Exercise brief =
Do not include the pictures; repeat the rest of the data exactly.

Data shown =
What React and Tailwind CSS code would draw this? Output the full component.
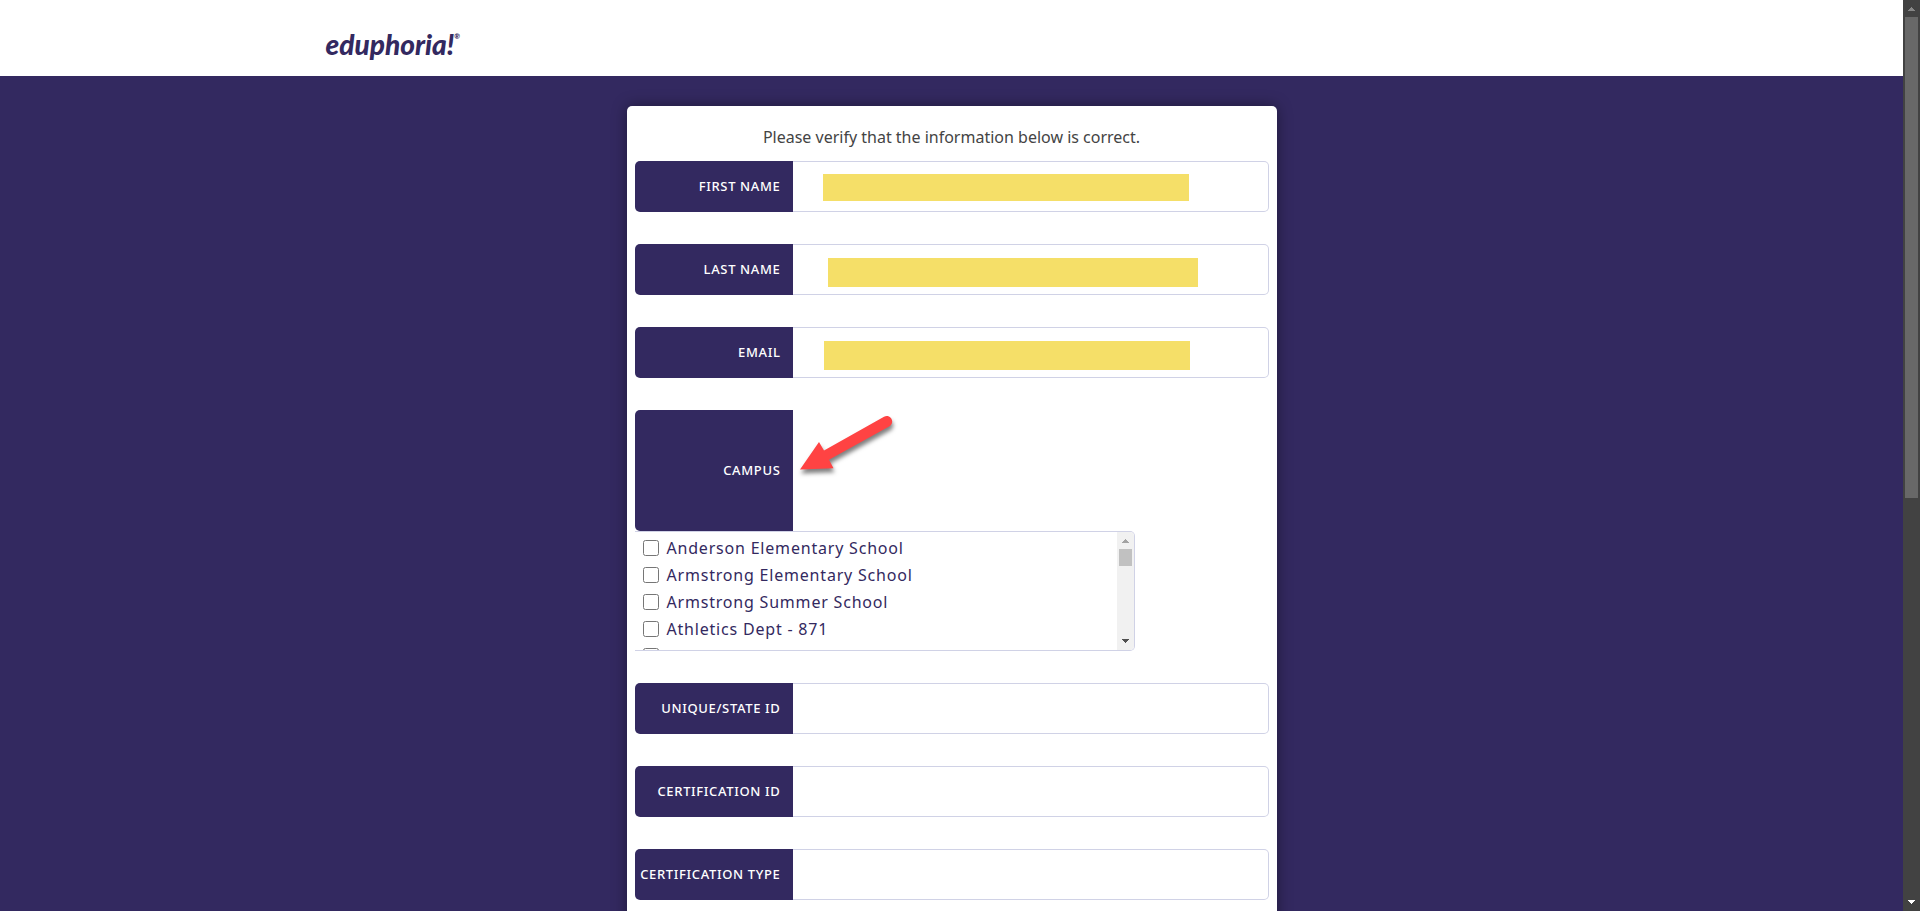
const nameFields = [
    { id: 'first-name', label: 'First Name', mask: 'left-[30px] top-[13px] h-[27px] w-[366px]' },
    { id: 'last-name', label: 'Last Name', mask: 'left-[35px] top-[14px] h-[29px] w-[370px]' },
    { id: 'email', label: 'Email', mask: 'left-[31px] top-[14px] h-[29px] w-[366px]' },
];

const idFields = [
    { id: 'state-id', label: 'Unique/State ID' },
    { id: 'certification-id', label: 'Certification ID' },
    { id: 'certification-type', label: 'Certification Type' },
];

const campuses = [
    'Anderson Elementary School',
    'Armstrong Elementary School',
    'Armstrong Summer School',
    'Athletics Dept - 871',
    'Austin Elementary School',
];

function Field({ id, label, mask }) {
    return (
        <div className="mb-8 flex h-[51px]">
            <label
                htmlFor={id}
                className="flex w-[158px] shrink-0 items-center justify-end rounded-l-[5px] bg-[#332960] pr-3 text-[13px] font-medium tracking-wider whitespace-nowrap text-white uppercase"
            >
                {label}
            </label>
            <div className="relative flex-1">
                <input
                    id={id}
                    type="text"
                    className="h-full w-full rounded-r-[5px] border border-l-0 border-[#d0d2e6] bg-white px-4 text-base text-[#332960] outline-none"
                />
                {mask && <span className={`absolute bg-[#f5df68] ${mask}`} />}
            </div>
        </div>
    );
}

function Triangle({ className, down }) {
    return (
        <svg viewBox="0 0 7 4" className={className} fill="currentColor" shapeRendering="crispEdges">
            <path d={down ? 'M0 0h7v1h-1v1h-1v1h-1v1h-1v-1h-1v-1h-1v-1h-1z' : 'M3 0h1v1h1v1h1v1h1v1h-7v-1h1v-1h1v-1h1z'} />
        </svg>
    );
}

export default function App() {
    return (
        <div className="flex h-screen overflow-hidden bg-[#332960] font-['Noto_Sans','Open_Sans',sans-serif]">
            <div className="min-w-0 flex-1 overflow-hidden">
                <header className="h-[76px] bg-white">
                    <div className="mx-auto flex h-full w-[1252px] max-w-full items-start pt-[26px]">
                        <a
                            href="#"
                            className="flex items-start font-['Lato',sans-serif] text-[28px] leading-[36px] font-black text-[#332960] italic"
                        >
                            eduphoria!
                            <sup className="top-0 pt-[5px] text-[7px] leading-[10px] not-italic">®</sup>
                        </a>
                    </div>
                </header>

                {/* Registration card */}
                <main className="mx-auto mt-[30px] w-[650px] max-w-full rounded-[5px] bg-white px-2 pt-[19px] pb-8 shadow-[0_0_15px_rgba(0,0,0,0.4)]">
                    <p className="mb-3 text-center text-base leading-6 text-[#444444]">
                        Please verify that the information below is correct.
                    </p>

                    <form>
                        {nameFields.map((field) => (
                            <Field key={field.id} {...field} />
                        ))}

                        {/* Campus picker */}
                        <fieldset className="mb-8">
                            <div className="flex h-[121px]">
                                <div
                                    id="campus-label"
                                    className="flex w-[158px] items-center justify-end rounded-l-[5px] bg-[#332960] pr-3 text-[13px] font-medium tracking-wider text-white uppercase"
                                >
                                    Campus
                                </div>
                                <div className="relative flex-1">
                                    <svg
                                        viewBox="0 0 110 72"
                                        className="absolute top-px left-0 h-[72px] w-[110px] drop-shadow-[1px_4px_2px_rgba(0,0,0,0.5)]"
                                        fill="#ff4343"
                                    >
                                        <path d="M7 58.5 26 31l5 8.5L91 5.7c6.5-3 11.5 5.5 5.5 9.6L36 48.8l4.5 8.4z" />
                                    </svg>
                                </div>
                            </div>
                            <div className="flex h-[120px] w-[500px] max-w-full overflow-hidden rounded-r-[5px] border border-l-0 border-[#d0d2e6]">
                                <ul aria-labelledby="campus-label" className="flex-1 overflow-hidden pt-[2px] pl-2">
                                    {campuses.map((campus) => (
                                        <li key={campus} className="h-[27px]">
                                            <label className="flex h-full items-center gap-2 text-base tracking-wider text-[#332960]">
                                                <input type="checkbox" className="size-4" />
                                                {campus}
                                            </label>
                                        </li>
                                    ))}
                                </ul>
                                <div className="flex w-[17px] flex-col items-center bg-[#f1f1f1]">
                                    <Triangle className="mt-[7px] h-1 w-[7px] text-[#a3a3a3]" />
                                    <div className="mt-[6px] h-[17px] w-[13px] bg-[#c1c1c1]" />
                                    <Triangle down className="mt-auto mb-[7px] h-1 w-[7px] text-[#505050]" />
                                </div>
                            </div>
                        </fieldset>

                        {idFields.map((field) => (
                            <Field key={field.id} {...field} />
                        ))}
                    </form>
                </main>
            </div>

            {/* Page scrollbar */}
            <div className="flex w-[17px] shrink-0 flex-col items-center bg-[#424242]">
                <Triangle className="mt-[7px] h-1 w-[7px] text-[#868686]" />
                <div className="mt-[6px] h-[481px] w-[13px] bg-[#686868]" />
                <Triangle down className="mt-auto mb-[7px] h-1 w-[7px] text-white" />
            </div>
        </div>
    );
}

Finished exercise =
What React and Tailwind CSS code would draw this? Output the full component.
const nameFields = [
    { id: 'first-name', label: 'First Name', mask: 'left-[30px] top-[13px] h-[27px] w-[366px]' },
    { id: 'last-name', label: 'Last Name', mask: 'left-[35px] top-[14px] h-[29px] w-[370px]' },
    { id: 'email', label: 'Email', mask: 'left-[31px] top-[14px] h-[29px] w-[366px]' },
];

const idFields = [
    { id: 'state-id', label: 'Unique/State ID' },
    { id: 'certification-id', label: 'Certification ID' },
    { id: 'certification-type', label: 'Certification Type' },
];

const campuses = [
    'Anderson Elementary School',
    'Armstrong Elementary School',
    'Armstrong Summer School',
    'Athletics Dept - 871',
    'Austin Elementary School',
];

function Field({ id, label, mask }) {
    return (
        <div className="mb-8 flex h-[51px]">
            <label
                htmlFor={id}
                className="flex w-[158px] shrink-0 items-center justify-end rounded-l-[5px] bg-[#332960] pr-3 text-[13px] font-medium tracking-wider whitespace-nowrap text-white uppercase"
            >
                {label}
            </label>
            <div className="relative flex-1">
                <input
                    id={id}
                    type="text"
                    className="h-full w-full rounded-r-[5px] border border-l-0 border-[#d0d2e6] bg-white px-4 text-base text-[#332960] outline-none"
                />
                {mask && <span className={`absolute bg-[#f5df68] ${mask}`} />}
            </div>
        </div>
    );
}

function Triangle({ className, down }) {
    return (
        <svg viewBox="0 0 7 4" className={className} fill="currentColor" shapeRendering="crispEdges">
            <path d={down ? 'M0 0h7v1h-1v1h-1v1h-1v1h-1v-1h-1v-1h-1v-1h-1z' : 'M3 0h1v1h1v1h1v1h1v1h-7v-1h1v-1h1v-1h1z'} />
        </svg>
    );
}

export default function App() {
    return (
        <div className="flex h-screen overflow-hidden bg-[#332960] font-['Noto_Sans','Open_Sans',sans-serif]">
            <div className="min-w-0 flex-1 overflow-hidden">
                <header className="h-[76px] bg-white">
                    <div className="mx-auto flex h-full w-[1252px] max-w-full items-start pt-[26px]">
                        <a
                            href="#"
                            className="flex items-start font-['Lato',sans-serif] text-[28px] leading-[36px] font-black text-[#332960] italic"
                        >
                            eduphoria!
                            <sup className="top-0 pt-[5px] text-[7px] leading-[10px] not-italic">®</sup>
                        </a>
                    </div>
                </header>

                {/* Registration card */}
                <main className="mx-auto mt-[30px] w-[650px] max-w-full rounded-[5px] bg-white px-2 pt-[19px] pb-8 shadow-[0_0_15px_rgba(0,0,0,0.4)]">
                    <p className="mb-3 text-center text-base leading-6 text-[#444444]">
                        Please verify that the information below is correct.
                    </p>

                    <form>
                        {nameFields.map((field) => (
                            <Field key={field.id} {...field} />
                        ))}

                        {/* Campus picker */}
                        <fieldset className="mb-8">
                            <div className="flex h-[121px]">
                                <div
                                    id="campus-label"
                                    className="flex w-[158px] items-center justify-end rounded-l-[5px] bg-[#332960] pr-3 text-[13px] font-medium tracking-wider text-white uppercase"
                                >
                                    Campus
                                </div>
                                <div className="relative flex-1">
                                    <svg
                                        viewBox="0 0 110 72"
                                        className="absolute top-px left-0 h-[72px] w-[110px] drop-shadow-[1px_4px_2px_rgba(0,0,0,0.5)]"
                                        fill="#ff4343"
                                    >
                                        <path d="M7 58.5 26 31l5 8.5L91 5.7c6.5-3 11.5 5.5 5.5 9.6L36 48.8l4.5 8.4z" />
                                    </svg>
                                </div>
                            </div>
                            <div className="flex h-[120px] w-[500px] max-w-full overflow-hidden rounded-r-[5px] border border-l-0 border-[#d0d2e6]">
                                <ul aria-labelledby="campus-label" className="flex-1 overflow-hidden pt-[2px] pl-2">
                                    {campuses.map((campus) => (
                                        <li key={campus} className="h-[27px]">
                                            <label className="flex h-full items-center gap-2 text-base tracking-wider text-[#332960]">
                                                <input type="checkbox" className="size-4" />
                                                {campus}
                                            </label>
                                        </li>
                                    ))}
                                </ul>
                                <div className="flex w-[17px] flex-col items-center bg-[#f1f1f1]">
                                    <Triangle className="mt-[7px] h-1 w-[7px] text-[#a3a3a3]" />
                                    <div className="mt-[6px] h-[17px] w-[13px] bg-[#c1c1c1]" />
                                    <Triangle down className="mt-auto mb-[7px] h-1 w-[7px] text-[#505050]" />
                                </div>
                            </div>
                        </fieldset>

                        {idFields.map((field) => (
                            <Field key={field.id} {...field} />
                        ))}
                    </form>
                </main>
            </div>

            {/* Page scrollbar */}
            <div className="flex w-[17px] shrink-0 flex-col items-center bg-[#424242]">
                <Triangle className="mt-[7px] h-1 w-[7px] text-[#868686]" />
                <div className="mt-[6px] h-[481px] w-[13px] bg-[#686868]" />
                <Triangle down className="mt-auto mb-[7px] h-1 w-[7px] text-white" />
            </div>
        </div>
    );
}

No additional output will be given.